PALERMO – Tre gol realizzati, dieci subiti. Per un totale di un punto. I numeri sono impietosi: il tridente d’assalto rosanero non funziona. Da quando mister Iachini ha abbandonato il tanto fortunato 3-5-2 che, oltre a rappresentare il marchio di fabbrica della trionfale cavalcata dalla B alla A, aveva garantito al Palermo un approccio soft alla massima serie, i nodi di una retroguardia ancora priva di Muñoz e Gonzalez e di cui si temevano limiti tecnici e atletici sono subito venuti al pettine. Nelle ultime tre uscite contro Napoli, Lazio ed Empoli i tre centrali sono spesso stati colti d’infilata dalle ripartenze avversarie: le reti messe a segno da Zapata e Callejon nella sfida pareggiata contro i partenopei e dall’azzurro Pucciarelli nel confronto del “Castellani” assurgono agli altari della cronaca nera del disastroso rendimento della retroguardia rosa negli ultimi 270 minuti.

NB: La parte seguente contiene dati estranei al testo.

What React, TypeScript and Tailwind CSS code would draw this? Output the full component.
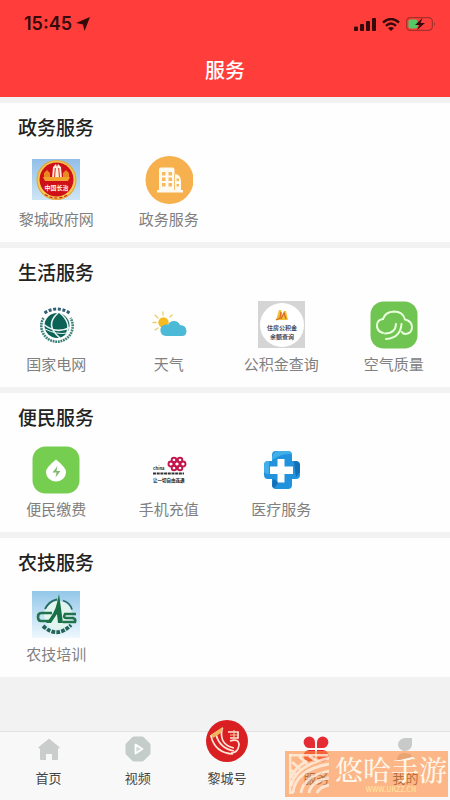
import type { ReactNode } from "react";

type Service = {
  name: string;
  icon: ReactNode;
};

type ServiceGroup = {
  title: string;
  services: Service[];
};

type Tab = {
  name: string;
  icon: ReactNode;
};

function SealIcon() {
  return (
    <svg viewBox="0 0 48 48" className="size-12" aria-hidden="true">
      <defs>
        <linearGradient id="sealSky" x1="0" y1="0" x2="0" y2="1">
          <stop offset="0" stopColor="#92bfe8" />
          <stop offset="1" stopColor="#cde5f6" />
        </linearGradient>
      </defs>
      <rect y="3" width="48" height="41" fill="url(#sealSky)" />
      <circle cx="24.500" cy="24" r="20" fill="#e8a63c" />
      <circle cx="24.500" cy="24" r="18.800" fill="#f5cf52" />
      <circle cx="24.500" cy="23.500" r="17" fill="#cf1018" />
      <path d="M12 22v-5l3-3 3 3v5zM31 22v-5l3-3 3 3v5z" fill="#e98a20" />
      <path d="M20 23l1-12 3-3 1 3 1-3 3 3 1 12z" fill="#fff0dc" />
      <path d="M22.500 22l.8-10M27.500 22l-.8-10" stroke="#d62a20" strokeWidth="1" />
      <path d="M11 21h27l-2 4H13z" fill="#f3a22d" />
      <text x="24.500" y="33.500" fontSize="6" fontWeight="700" textAnchor="middle" fill="#fff3e0">中国长治</text>
      <path d="M13 38.500q11.500 7 23 0" fill="none" stroke="#cf2018" strokeWidth="1.200" strokeDasharray="3 2" />
    </svg>
  );
}

function BuildingIcon() {
  return (
    <svg viewBox="0 0 48 48" className="size-12" aria-hidden="true">
      <circle cx="24.500" cy="24" r="24" fill="#f6b04e" />
      <path d="M14 34V13.500q0-2 2-2h11.500q2 0 2 2V18q6 0 6.500 7v9h2v2.500H12V34z" fill="#fffaf0" />
      <path d="M29.500 18v16" stroke="#f6b04e" strokeWidth=".8" />
      <path d="M17 16h3.500v3.500H17zM23.500 16H27v3.500h-3.500zM17 21.500h3.500V25H17zM23.500 21.500H27V25h-3.500zM17 27h3.500v3.500H17zM23.500 27H27v3.500h-3.500zM31.500 22.500h2.500V25h-2.500zM31.500 28h2.500v2.500h-2.500z" fill="#f6b95f" />
    </svg>
  );
}

function StateGridIcon() {
  return (
    <svg viewBox="0 0 48 48" className="size-12" aria-hidden="true">
      <circle cx="25" cy="24.500" r="12.500" fill="#0d6257" />
      <path d="M11.500 17a15.700 15.700 0 1 0 27 0" fill="none" stroke="#3b7f76" strokeWidth="2.600" strokeDasharray="1.800 .8" />
      <path d="M12.500 12Q25 4 37.500 12" fill="none" stroke="#315f77" strokeWidth="3" strokeDasharray="3 1.700" />
      <path d="M26 12q-14 12 2 25M28 12q12 10 6 22M12 23.500q12 10 26 3" fill="none" stroke="#e7f3ef" strokeWidth="1.600" />
      <path d="M13 28q12 6 22 4" fill="none" stroke="#e7f3ef" strokeWidth="1" />
    </svg>
  );
}

function WeatherIcon() {
  return (
    <svg viewBox="0 0 48 48" className="size-12" aria-hidden="true">
      <path d="M18 11v3M10 14l3 3M27 14l-2 2M8 21.500h3M10 29l3-2" stroke="#e9cf63" strokeWidth="1.300" strokeLinecap="round" />
      <circle cx="18.500" cy="21.500" r="5.200" fill="#f5bb20" />
      <path d="M21 35a5.700 5.700 0 0 1-2-11q2-1 4 0a6.500 6.500 0 0 1 12 0q6 0 6.500 6 0 5-4.500 5z" fill="#4cb9d6" />
    </svg>
  );
}

function FundIcon() {
  return (
    <svg viewBox="0 0 48 48" className="size-12" aria-hidden="true">
      <rect x="1" width="47" height="47" fill="#d5d5d5" />
      <circle cx="25" cy="24" r="22" fill="#fff" />
      <path d="M19 19l3-10h2l2 6 1-5h2l2 9z" fill="#f2c133" />
      <path d="M19 19l4-2 1-6M24 18l3-6 2 6" fill="none" stroke="#d96b2b" strokeWidth="1.300" />
      <text x="25" y="29" fontSize="6" fontWeight="700" textAnchor="middle" fill="#444a5c">住房公积金</text>
      <text x="25" y="38" fontSize="6" fontWeight="700" textAnchor="middle" fill="#444a5c">余额查询</text>
    </svg>
  );
}

function AirIcon() {
  return (
    <svg viewBox="0 0 48 48" className="size-12" aria-hidden="true">
      <rect width="47" height="47" x=".500" y=".500" rx="13" fill="#70c451" />
      <g fill="none" stroke="#eaffdf" strokeWidth="2" strokeLinecap="round">
        <path d="M13 32q-6.500-2-6-8 .500-5.500 6-6 2-7 11-7.500 9 0 11 8 7 1.500 7 8-.500 6-6.500 6.500-2.500 0-3.500-2" />
        <path d="M15 32.500q10.500 0 11-9.500M16 38q14.500-1 15.500-15" />
      </g>
    </svg>
  );
}

function UtilityIcon() {
  return (
    <svg viewBox="0 0 48 48" className="size-12" aria-hidden="true">
      <rect width="47" height="47" x=".500" y=".500" rx="13" fill="#76ce51" />
      <path d="M24 13.500Q34 21.500 34 26a10 9.500 0 0 1-20 0Q14 21.500 24 13.500z" fill="#fff" />
      <path d="M25.500 20l-5 6.500h4l-1 5 5-6.500h-4z" fill="#83b96e" />
    </svg>
  );
}

function UnicomIcon() {
  return (
    <svg viewBox="0 0 48 48" className="size-12" aria-hidden="true">
      <g fill="none" stroke="#c4164e" strokeWidth="1.900">
        <circle cx="26" cy="18" r="2.500" />
        <circle cx="38" cy="18" r="2.500" />
        <circle cx="32" cy="18" r="2.600" />
        <circle cx="29" cy="14" r="2.300" />
        <circle cx="35" cy="14" r="2.300" />
        <circle cx="29" cy="22" r="2.300" />
        <circle cx="35" cy="22" r="2.300" />
      </g>
      <text x="8" y="24" fontSize="4" fontWeight="700" fill="#222">China</text>
      <path d="M8 27.500h31" stroke="#333" strokeWidth="2.200" strokeDasharray="3 .700" />
      <text x="8" y="36" fontSize="4.500" fontWeight="700" fill="#111">让一切自由连通</text>
    </svg>
  );
}

function MedicalIcon() {
  return (
    <svg viewBox="0 0 48 48" className="size-12" aria-hidden="true">
      <path d="M15 15V9q0-4 4-4h12q4 0 4 4v6h4q4 0 4 4v10q0 4-4 4h-4v6q0 4-4 4H19q-4 0-4-4v-6h-4q-4 0-4-4V19q0-4 4-4z" fill="#2292dc" />
      <path d="M15 12q1-7 7-7h9q3 0 3 3-9-1-19 6zM7 20q0-5 5-5v13q-5 0-5-3z" fill="#42afe9" />
      <path d="M37 15q6 0 6 5v6l-4 5zM16 33l6 3-5 6q-2-1-2-3z" fill="#126fb8" />
      <path d="M20.500 13h7v7.500H36v7.500h-8.500v8.500h-7V28H13v-7.500h7.500z" fill="#fff" />
    </svg>
  );
}

function FarmIcon() {
  return (
    <svg viewBox="0 0 48 48" className="size-12" aria-hidden="true">
      <defs>
        <linearGradient id="farmSky" x1="0" y1="0" x2="0" y2="1">
          <stop offset="0" stopColor="#93c7e9" />
          <stop offset="1" stopColor="#eef8fe" />
        </linearGradient>
      </defs>
      <rect width="48" height="47" fill="url(#farmSky)" />
      <circle cx="26" cy="24" r="14" fill="#e1f4ee" />
      <path d="M13 18q4-8 12-9.500M31 9.500q7 2 9 9" fill="none" stroke="#276b67" strokeWidth="1.800" />
      <path d="M27 3l4 29h-5l-1-9-6 9h-5q9-10 11-20z" fill="#187047" />
      <path d="M20 22H9q-3 0-3 4t3 4h8M44 23H33q-2 4 1 4h7q3 1 2 4H31" fill="none" stroke="#20734c" strokeWidth="2.600" />
      <path d="M11 35Q25 48 39 34" fill="none" stroke="#246456" strokeWidth="3.800" strokeDasharray="3.800 1.200" />
    </svg>
  );
}

function HomeIcon() {
  return (
    <svg viewBox="0 0 26 26" className="size-6.5" aria-hidden="true">
      <path d="M12.200 3.200q.8-.7 1.600 0l9.500 7.800q1 1.500-1 1.500H22V23q0 1-1 1h-5v-6h-6v6H5q-1 0-1-1V12.500h-.300q-2 0-1-1.500z" fill="#cbcccc" />
    </svg>
  );
}

function VideoIcon() {
  return (
    <svg viewBox="0 0 26 26" className="size-6.5" aria-hidden="true">
      <path d="M9 3h8l6 6v8l-6 6H9l-6-6V9z" fill="#c4cdca" stroke="#c4cdca" strokeWidth="5" strokeLinejoin="round" />
      <path d="M10.500 8.500l7 4.500-7 4.500z" fill="#d3dbd8" stroke="#fff" strokeWidth="1.700" strokeLinejoin="round" />
    </svg>
  );
}

function LichengIcon() {
  return (
    <svg viewBox="0 0 42 42" className="size-10.5" aria-hidden="true">
      <circle cx="21" cy="21" r="21" fill="#da1f23" />
      <g fill="none" stroke="#ffe5d5" strokeWidth="1.700">
        <path d="M17 8L5 16q4 17 22 18M10 14q3 14 18 17M16 9q-3 16 12 19" />
        <path d="M22 12h10v6h-8M24 21q9-3 9 4-1 8-8 8" />
      </g>
      <path d="M17 7L5 15l2 3 8-5z" fill="#edb65d" />
      <path d="M24 15h7M28 10v8" stroke="#f6c795" strokeWidth="1.200" />
    </svg>
  );
}

function CloverIcon() {
  return (
    <svg viewBox="0 0 26 26" className="size-6.5" aria-hidden="true">
      <path d="M12 12H6.500A5.700 5.700 0 1 1 12 6.500zM14 12V6.500A5.700 5.700 0 1 1 19.500 12zM12 14v5.500A5.700 5.700 0 1 1 6.500 14zM14 14h5.500a5.700 5.700 0 1 1-5.500 5.500z" fill="#e52b34" />
    </svg>
  );
}

function PersonIcon() {
  return (
    <svg viewBox="0 0 26 26" className="size-6.5" aria-hidden="true">
      <path d="M13 2h7v6.500a7 6.500 0 1 1-7-6.500z" fill="#c8cac9" />
      <path d="M5 24q0-7 8-7t8 7z" fill="#c8cac9" />
    </svg>
  );
}

const groups: ServiceGroup[] = [
  {
    title: "政务服务",
    services: [
      { name: "黎城政府网", icon: <SealIcon /> },
      { name: "政务服务", icon: <BuildingIcon /> },
    ],
  },
  {
    title: "生活服务",
    services: [
      { name: "国家电网", icon: <StateGridIcon /> },
      { name: "天气", icon: <WeatherIcon /> },
      { name: "公积金查询", icon: <FundIcon /> },
      { name: "空气质量", icon: <AirIcon /> },
    ],
  },
  {
    title: "便民服务",
    services: [
      { name: "便民缴费", icon: <UtilityIcon /> },
      { name: "手机充值", icon: <UnicomIcon /> },
      { name: "医疗服务", icon: <MedicalIcon /> },
    ],
  },
  {
    title: "农技服务",
    services: [{ name: "农技培训", icon: <FarmIcon /> }],
  },
];

const tabs: Tab[] = [
  { name: "首页", icon: <HomeIcon /> },
  { name: "视频", icon: <VideoIcon /> },
  { name: "黎城号", icon: <LichengIcon /> },
  { name: "服务", icon: <CloverIcon /> },
  { name: "我的", icon: <PersonIcon /> },
];

function StatusBar() {
  return (
    <div className="flex h-12 items-center justify-between pr-3.5 pl-6 text-[#350a0b]">
      <div className="flex items-center gap-1">
        <span className="font-[Inter,sans-serif] text-lg font-semibold">15:45</span>
        <svg viewBox="0 0 14 14" className="size-3.5" aria-hidden="true">
          <path d="M14 0L8.500 14 7 7.500 0 6z" fill="currentColor" />
        </svg>
      </div>
      <div className="flex items-center gap-1.5">
        <svg viewBox="0 0 22 13" className="h-[13px] w-[22px]" fill="currentColor" aria-hidden="true">
          <rect x="0" y="8.500" width="4" height="4.500" rx="1" />
          <rect x="6" y="6" width="4" height="7" rx="1" />
          <rect x="12" y="3" width="4" height="10" rx="1" />
          <rect x="18" y="0" width="4" height="13" rx="1" />
        </svg>
        <svg viewBox="0 0 18 13" className="h-[13px] w-[18px]" aria-hidden="true">
          <path d="M1 4.500q8-7 16 0M4 7.800q5-4.500 10 0" fill="none" stroke="currentColor" strokeWidth="2.400" />
          <path d="M6 10.200q3-2.400 6 0L9 13z" fill="currentColor" />
        </svg>
        <svg viewBox="0 0 30 14" className="h-3.5 w-[30px]" aria-hidden="true">
          <rect x=".6" y=".6" width="25.800" height="12.800" rx="4" fill="none" stroke="#a7302b" strokeWidth="1.200" />
          <rect x="2.500" y="2.500" width="9" height="9" rx="2" fill="#55c765" />
          <path d="M28 5q2 2 0 4z" fill="#a7302b" />
          <path d="M16.500 1L9 8h4.500L11 13l8-7h-4.500z" fill="currentColor" />
        </svg>
      </div>
    </div>
  );
}

function ServiceSection({ group }: { group: ServiceGroup }) {
  return (
    <section className="mt-1.5 bg-[#fefefe] pt-3 pb-3">
      <h2 className="px-[18px] text-[19px] leading-6 font-medium text-[#222]">
        {group.title}
      </h2>
      <ul className="mt-[17px] grid grid-cols-4">
        {group.services.map((service) => (
          <li key={service.name}>
            <a href="#" className="flex flex-col items-center gap-1">
              {service.icon}
              <span className="text-[15px] leading-[22px] text-[#808080]">
                {service.name}
              </span>
            </a>
          </li>
        ))}
      </ul>
    </section>
  );
}

function Watermark() {
  return (
    <div className="pointer-events-none absolute right-0.5 bottom-[3px] flex h-[46px] w-[163px] items-center gap-1.5 bg-[#ff8a3c]/60 pl-1">
      <svg viewBox="0 0 40 40" className="size-10 shrink-0" aria-hidden="true">
        <g fill="none" stroke="#fff4e8" strokeWidth="2.800" strokeOpacity=".75">
          <path d="M1 0v39h3" />
          <path d="M0 1h39" />
          <path d="M4 39Q6 16 40 10M12 39q2-17 28-22M20 39q2-12 20-15M28 39q2-6 12-8" />
          <path d="M2 32Q7 11 40 4M2 24Q5 14 18 7M3 8l8 7M10 2l8 8M20 2l8 5M2 16l5 5" />
        </g>
      </svg>
      <div className="flex flex-col items-center text-[#fff6ea]">
        <span className="font-['Noto_Serif_CJK_SC','Noto_Sans_CJK_SC',serif] text-[28px] leading-[30px] font-medium whitespace-nowrap">
          悠哈手游
        </span>
        <span className="text-[7px] leading-[10px] font-medium text-[#ffe29c]">WWW.UKZZ.CN</span>
      </div>
    </div>
  );
}

export default function App() {
  return (
    <div className="flex min-h-screen flex-col bg-[#f2f2f2] font-['Noto_Sans_CJK_SC',sans-serif]">
      <header className="bg-[#ff3e3b] pb-3">
        <StatusBar />
        <h1 className="pt-1.5 text-center text-xl leading-[31px] font-medium text-white">服务</h1>
      </header>
      <main className="flex-1">
        {groups.map((group) => (
          <ServiceSection key={group.title} group={group} />
        ))}
      </main>
      <nav className="relative border-t border-[#e1e1e1] bg-[#f8f8f8]">
        <ul className="grid grid-cols-5 items-end pb-3 pl-1">
          {tabs.map((tab) => (
            <li key={tab.name}>
              <a href="#" className="-mt-3 flex flex-col items-center gap-1.5">
                {tab.icon}
                <span className="text-[13px] leading-5 text-[#444]">{tab.name}</span>
              </a>
            </li>
          ))}
        </ul>
        <Watermark />
      </nav>
    </div>
  );
}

Altra nota dolente è rappresentata dagli errori dei singoli: selezionando un paio di eclatanti episodi non necessariamente riconducibili al lunch match domenicale (in massima serie continua a non portare fortuna ai siciliani), Sorrentino e Terzi hanno spianato la strada al poker calato dalla Lazio al “Barbera” una settimana fa, mentre al “San Paolo” l’altalenante prestazione di Bamba, per fortuna di Iachini, ha solo parzialmente influito sul risultato. Ingenuità, distrazioni, cali di tensione, se reiterati, rischiano di pesare in modo letale sull’esito finale di un campionato che, seppur mediocre, pare non concedere prove d’appello.
Al di là delle déifallances di una difesa il cui rendimento continua a destare più d’una perplessità, il vero enigma irrisolto di questo Palermo a trazione anteriore riguarda la capacità di garantire i necessari collegamenti tra i reparti. Il che finisce per castigare oltre i suoi demeriti una retroguardia che andrebbe sostenuta da un centrocampo più muscolare. Certamente l’infortunio che, in extremis, ha privato Iachini di capitan Barreto può rappresentare un alibi, tuttavia il tardivo inserimento di Ngoyi, che proprio lo scorso anno ad Empoli disputò una delle sue migliori partite in rosanero, ha risuonato come una parziale ammissione di colpe da parte del tecnico di Ascoli Piceno.
Nel trittico di partite che avrebbe potuto dare un senso diverso alla classifica della regina dell’ultimo torneo cadetto, in più d’una circostanza i dieci giocatori di movimento hanno finito per creare una tanto involontaria quanto deleteria frattura tra portatori d’acqua e bocche da fuoco con licenza di offendere, incapaci di venirsi incontro e compattarsi sia in fase di possesso sia quando la palla la giocavano gli avversari. Contro la formazione di Sarri già i primi minuti di partita avevano palesato l’innaturale e, allo stesso tempo, spontanea composizione di due blocchi tra loro privi di congiunzione tattica: da un lato Andelkovic, Terzi, Feddal, Bolzoni e Rigoni, dall’altra il tridente d’attacco. A farne le spese, oltre alla classifica, gli spaesati Morganella e Daprelà, in alcuni momenti dell’incontro costretti a cantare e a portare la croce sugli esterni con risultati peraltro modesti.
Zamparini che boccia a mezzo stampa il proprio tecnico, l’ultimo posto in graduatoria e l’opzione del ritiro “punitivo” completano il quadro di un fine settimana da dimenticare. Gli spettri di una nuova retrocessione, fino a ieri sedati dal bel gioco, sono riapparsi sui cieli del regno rosanero, tornato ad incupirsi come nell’annata della palindroma sequenza di tecnici Sannino-Gasperini-Malesani-Gasperini-Sannino. Il campionato del Palermo può iniziare col Cesena. Servono i tre punti per scacciare i fantasmi e svegliarsi dall’incubo.